Pope urges politics rooted in service; attending to local concerns

A politics that takes the people’s path and is rooted in service and local concerns is the best antidote to populism, Pope Francis says.

In a speech to an online conference, he opened up about his thinking on how to combat populist trends.

Francis’s vision is for a “popularism” that focuses on “finding the means to guarantee a life for all people that is worthy of being called human” when it comes to work, wages and housing. This involves walking the people’s path with them and listening to them.

His message was sent to an online event reflecting on the Pope’s recent book, Let Us Dream.

It was organised by the Centre for Theology and Community in East London and six other Catholic institutions from the UK, US, Germany and Italy.

Francis’s message also discussed “inclusive populism”. This is a type of populism put forward in writings by Anglican priest, Angus Ritchie (pictured).

As the Theology and Community Centre’s leader, Ritchie’s aim is to engage grassroots communities in the public square to combat two extremes.

These are the exploitative populism of the far-right and the failure of liberal politics to engage a broad cross-section of groups in decision making.

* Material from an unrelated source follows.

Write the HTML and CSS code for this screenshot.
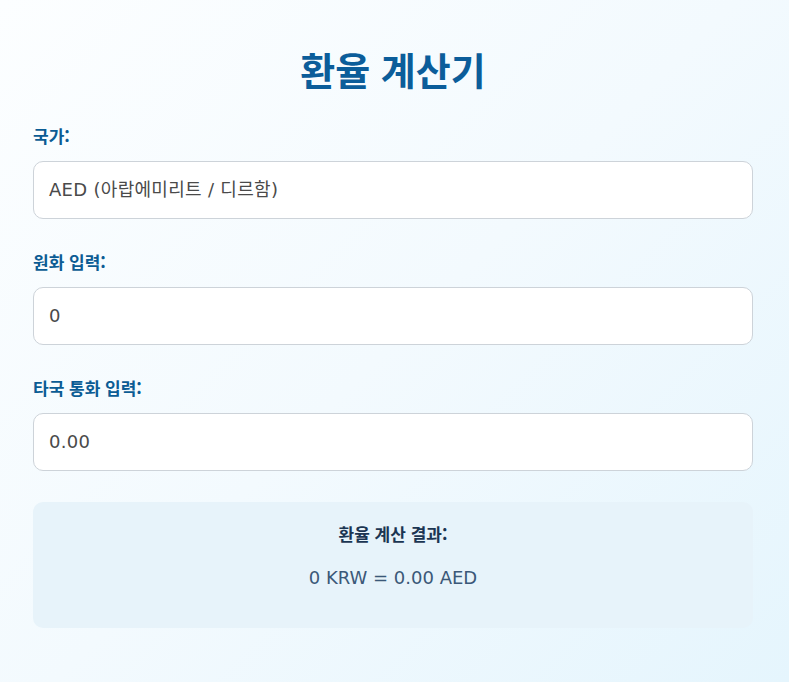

He says the Pope has inspired his thinking.

A renewed political vision, Francis explained in his speech, is a “politics with a capital P” which is not “just for the people, but with the people, rooted in their communities and in their values”.

By contrast, populism is a form of “political paternalism”, controlled by ideology and which goes by the slogan “everything for the people, nothing with the people”.

Politics which has “contempt” for the culture of the people, including their “cultural, religious and spiritual values” is the beginnings of the abuse of power, he said.

“A politics that turns its back on the poor will never be able to promote the common good. A politics that turns its back on the peripheries will never be able to understand the centre and will confuse the future with a self-projection, as if in a mirror,” he said.

“Some accuse you of being too political, others of trying to impose religion.

“But you understand that respect for the people means respect also for their institutions, including their religious ones; and that the role of those institutions is not to impose anything but to walk with the people, reminding them of the face of God who always goes before us.”